A few years ago I had only seen a few of the Pierce Brosnan James Bond films and Dr. No. At the time I had a job where not much happened, but I could basically watch TV all morning, and Spike had a Month of Bond thing where they played almost all of the Bond movies in chronological order. Honestly, I'm not that huge a fan of the series. I liked some aspects of some of the installments and I liked some films better than others. I probably liked Sean Connery the least and possibly Pierce Brosnan the best, but I'm not sure. Anyway, I say all this to put in context my assertion that I think that Skyfall is probably the best James Bond movie I've ever seen. It has a lot of the weaknesses that characterize the previous films, and it leans heavily on the template that pretty much every James Bond movie is structured by. As usual there are two love interests here, but the interesting one (aka, the bad one for whom things don't work out too well) is probably among the most mesmerizing Bond girls in history. Honestly, I'm having trouble writing about this movie because in order to discuss how it fits in with the tropes of the series there are all kinds of spoilers that come into the equation. I guess what's interesting is that this movie fulfills most of the expectations you'd have for a Bond film, but it does so in ways that are sometimes inventive or even challenging to the canonical representations, particularly the role of Moneypenny, who appears very late in the film.

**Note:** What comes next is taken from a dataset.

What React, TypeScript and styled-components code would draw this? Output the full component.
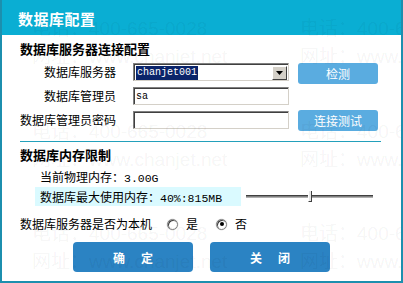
import React from "react";
import styled, { createGlobalStyle } from "styled-components";

const Global = createGlobalStyle`
  html, body { margin: 0; padding: 0; background: #fff; }
  body { width: 403px; height: 283px; overflow: hidden; }
  * { box-sizing: border-box; }
`;

const CJK = `"Noto Sans CJK SC", "Noto Sans", sans-serif`;
const MONO = `"Liberation Mono", "DejaVu Sans Mono", monospace`;

const Window = styled.div`
  position: relative;
  width: 403px;
  height: 283px;
  background: #fff;
  border: 2px solid #1c8fae;
  border-top: none;
  font-family: ${CJK};
  font-size: 12px;
  color: #000;
  overflow: hidden;
`;

const Header = styled.div`
  height: 35px;
  margin: 0 -2px;
  background: #0aaed3;
  display: flex;
  align-items: center;
  padding-left: 18px;
`;

const Title = styled.div`
  color: #fff;
  font-weight: 700;
  font-size: 15px;
  letter-spacing: 0.5px;
  line-height: 18px;
  padding-top: 2px;
`;

const Body = styled.div`
  padding: 0 20px 0 18px;
  display: flex;
  flex-direction: column;
`;

const SectionTitle = styled.div<{ $top: number }>`
  margin-top: ${(p) => p.$top}px;
  font-weight: 700;
  font-size: 13px;
  line-height: 16px;
  height: 16px;
`;

const FormGrid = styled.div`
  margin-top: 6px;
  display: grid;
  grid-template-columns: 113px 165px 80px;
  grid-template-rows: 18px 18px 18px;
  row-gap: 6px;
`;

const Label = styled.div`
  text-align: right;
  padding-right: 17px;
  line-height: 18px;
  white-space: nowrap;
`;

const Field = styled.div`
  position: relative;
  width: 156px;
  height: 18px;
  background: #fff;
  border-top: 1px solid #808080;
  border-left: 1px solid #808080;
  border-right: 1px solid #d4d0c8;
  border-bottom: 1px solid #d4d0c8;
  box-shadow: inset 1px 1px 0 #404040;
  display: flex;
  align-items: center;
  padding: 1px 1px 0 2px;
  font-family: ${MONO};
  font-size: 10px;
`;

const Selected = styled.span`
  background: #0a246a;
  color: #fff;
  height: 14px;
  line-height: 14px;
  padding: 0 1px;
`;

const DropButton = styled.div`
  margin-left: auto;
  width: 15px;
  height: 14px;
  background: #d4d0c8;
  border-top: 1px solid #fff;
  border-left: 1px solid #fff;
  border-right: 1px solid #404040;
  border-bottom: 1px solid #404040;
  display: flex;
  align-items: center;
  justify-content: center;
`;

const LightButton = styled.div<{ $shift: number }>`
  align-self: start;
  margin-top: ${(p) => p.$shift}px;
  width: 80px;
  height: 21px;
  border-radius: 3px;
  background: #5aace0;
  color: #fff;
  display: flex;
  align-items: center;
  justify-content: center;
  font-size: 12px;
`;

const Divider = styled.div`
  margin-top: 12px;
  height: 1px;
  background: #23a0bb;
`;

const InfoLine = styled.div`
  margin-top: 5px;
  padding-left: 20px;
  line-height: 18px;
  height: 18px;
`;

const Mono = styled.span`
  font-family: ${MONO};
  font-size: 11.5px;
`;

const MemoryRow = styled.div`
  margin-top: 1px;
  display: flex;
  align-items: center;
  height: 19px;
`;

const MemoryLabel = styled.div`
  margin-left: 15px;
  width: 206px;
  height: 19px;
  line-height: 19px;
  padding-left: 5px;
  background: #dafaff;
  white-space: nowrap;
`;

const Slider = styled.div`
  position: relative;
  margin-left: 5px;
  width: 127px;
  height: 12px;
`;

const Track = styled.div`
  position: absolute;
  left: 0;
  right: 0;
  top: 4px;
  height: 3px;
  background: #808080;
  border-top: 1px solid #404040;
  border-bottom: 1px solid #b0b0b0;
`;

const Thumb = styled.div`
  position: absolute;
  top: 0;
  height: 11px;
  width: 4px;
  background: #e8e8e8;
  border-left: 1px solid #fff;
  border-right: 1px solid #404040;
  border-bottom: 1px solid #404040;
`;

const RadioRow = styled.div`
  margin-top: 10px;
  display: flex;
  align-items: center;
  height: 16px;
  line-height: 16px;
`;

const RadioLabel = styled.div`
  margin-right: 15px;
`;

const RadioItem = styled.div<{ $gap: number }>`
  display: flex;
  align-items: center;
  margin-right: ${(p) => p.$gap}px;
`;

const RadioCircle = styled.div`
  width: 11px;
  height: 11px;
  border-radius: 50%;
  background: #fff;
  border: 1px solid #808080;
  box-shadow: inset 1px 1px 0 #404040, 0 0 0 0.5px #e0e0e0;
  display: flex;
  align-items: center;
  justify-content: center;
  margin-right: 8px;
`;

const Dot = styled.div`
  width: 4px;
  height: 4px;
  border-radius: 50%;
  background: #000;
`;

const ButtonBar = styled.div`
  margin-top: 10px;
  margin-left: 53px;
  display: flex;
  gap: 17px;
`;

const MainButton = styled.div`
  width: 120px;
  height: 30px;
  border-radius: 4px;
  background: #2b83c3;
  color: #fff;
  font-weight: 700;
  font-size: 12px;
  display: flex;
  align-items: center;
  justify-content: center;
  gap: 16px;
`;

const Watermark = styled.div`
  position: absolute;
  inset: 0;
  pointer-events: none;
`;

const Mark = styled.div`
  position: absolute;
  white-space: nowrap;
  font-family: "Liberation Sans", ${CJK};
  font-size: 19px;
  line-height: 22px;
  color: rgba(0, 0, 0, 0.055);
`;

const marks: [number, number, string][] = [];
for (const dy of [0, 103, 205]) {
  for (const dx of [0, 268]) {
    marks.push([30 + dx, 18 + dy, "电话：400-665-0028"]);
    marks.push([30 + dx, 46 + dy, "网址：www.chanjet.net"]);
  }
}

export default function App() {
  return (
    <>
      <Global />
      <Window>
        <Header>
          <Title>数据库配置</Title>
        </Header>
        <Body>
          <SectionTitle $top={6}>数据库服务器连接配置</SectionTitle>
          <FormGrid>
            <Label>数据库服务器</Label>
            <Field>
              <Selected>chanjet001</Selected>
              <DropButton>
                <svg width="7" height="4" viewBox="0 0 7 4">
                  <path d="M0 0H7L3.5 4Z" fill="#000" />
                </svg>
              </DropButton>
            </Field>
            <LightButton $shift={0}>检测</LightButton>
            <Label>数据库管理员</Label>
            <Field>sa</Field>
            <div />
            <Label>数据库管理员密码</Label>
            <Field />
            <LightButton $shift={-1}>连接测试</LightButton>
          </FormGrid>
          <Divider />
          <SectionTitle $top={5}>数据库内存限制</SectionTitle>
          <InfoLine>
            当前物理内存：<Mono>3.00G</Mono>
          </InfoLine>
          <MemoryRow>
            <MemoryLabel>
              数据库最大使用内存：<Mono>40%:815MB</Mono>
            </MemoryLabel>
            <Slider>
              <Track />
              <Thumb style={{ left: `${0.5 * 127 - 2}px` }} />
            </Slider>
          </MemoryRow>
          <RadioRow>
            <RadioLabel>数据库服务器是否为本机</RadioLabel>
            <RadioItem $gap={18}>
              <RadioCircle />
              是
            </RadioItem>
            <RadioItem $gap={0}>
              <RadioCircle>
                <Dot />
              </RadioCircle>
              否
            </RadioItem>
          </RadioRow>
          <ButtonBar>
            <MainButton>
              <span>确</span>
              <span>定</span>
            </MainButton>
            <MainButton>
              <span>关</span>
              <span>闭</span>
            </MainButton>
          </ButtonBar>
        </Body>
        <Watermark>
          {marks.map(([x, y, t], i) => (
            <Mark key={i} style={{ left: x, top: y }}>
              {t}
            </Mark>
          ))}
        </Watermark>
      </Window>
    </>
  );
}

My boyfriend, like some of the reviewers I've read, complained that many of the action sequences seem weirdly slow or non-thrilling. I agreed, but I felt like it fit into the larger agenda of the film, all character development and ruminations on what it means for him and M to still be at this. Much of the acting is pretty good, particularly by Bérénice Marlohe (the bad girl, pictured above) and Judi Dench (as usual, M). Daniel Craig, Ben Whishaw (Q for Quartermaster), and Naomie Harris (Eve) are pretty strong as well, though Whishaw and Harris have weaker moments to offset their stronger moments. Javier Bardem is generally strong in his performance, though it sometimes (as is probably appropriate for a James Bond film) borders on cartoonish. The one off note for me was Ralph Fiennes. In fact, his first scene is a conversation with Judi Dench, which really becomes an object lesson in why she's considered such a great actress. Compared to him, she's so present in her role, so in command of what she's doing. There are a few criticisms you could make, particularly about the tightness of some of the action sequences, but except for one thing, which takes up less than thirty seconds of screen time but still manages to almost sink the entire film, I wasn't particularly bothered. But then, there's that thing that happens. I'd heard people talking about how absurd it is what the characters do in a pivotal moment of the film, acting stupider than anyone ever would for no particular reason at all, and as the movie progressed I had started to wonder if I was somehow missing what those actions were. Let me tell you, if you go see the movie, you will know it when you see it. It's like something from Scooby-Doo or one of those stupid spoof comedies like Scary Movie. I really couldn't believe it. The shock of it has dissipated and I'm not bothered by it as much as when I was watching the movie, but last night in the theater, I felt like my mind was blown by the inexplicably stupid direction the film seemed to be taking. Oh well.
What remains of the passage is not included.